Strategic, Rather Than Legalistic
In fact, the current Tibet campaign, with the participation of German organizations, is but an example of Berlin's and Washington's growing anti-Chinese policy. In Africa, Germany and the USA are now openly agitating against China. Aggressive competition is being practiced also in Latin America  as well as in Central Asia . India is seen as a possible counter-balance for the containment of the People's Republic. The west is wooing it accordingly. Here, Tibet could also provide leverage for spurring New Delhi's reticent ruling circles on course. According to the declaration of a former official of the Indian Foreign Ministry, it is "high time for India" to give up its "timid rapprochement" with China and place Beijing "under pressure" also on the Tibet question. The relations with China must be developed "from a strategic, rather than legalistic perspective." The position paper has been put up for debate by the Heinrich Boell Foundation' Indian field office.

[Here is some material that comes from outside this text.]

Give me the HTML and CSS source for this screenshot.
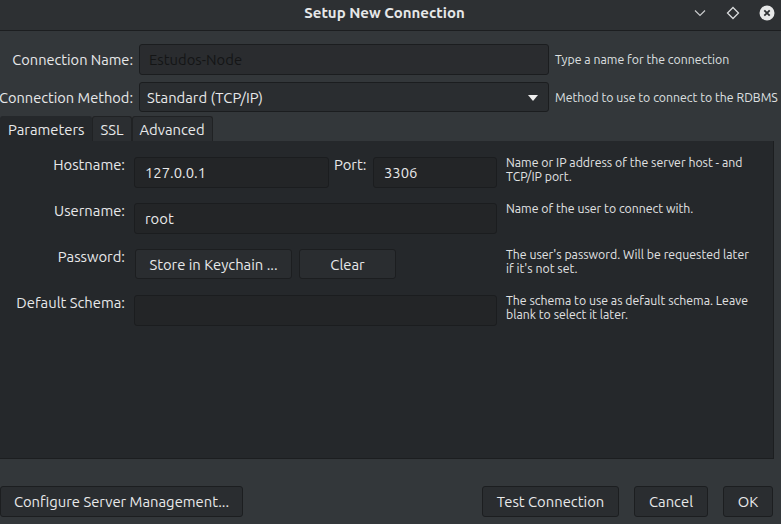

Not least among the consequences, the Tibet campaign is also stimulating an anti-Chinese atmosphere in Germany leaving a dwindling amount of room for criticism. Opinions that are at variance with the anti-Beijing mainstream are, in the meantime, being punished. In Cologne a sinologist's lecture on the theme of Tibet had to be cancelled at the last minute. The organizers had criticized the one-sided western media reporting and sought to initiate a differentiated debate of the conflict. This intention led to the cancellation on short notice of the rental contract for the location in the Cologne Community Center. Those responsible for the community center made it known that no "anti-Tibetan" events would be tolerated.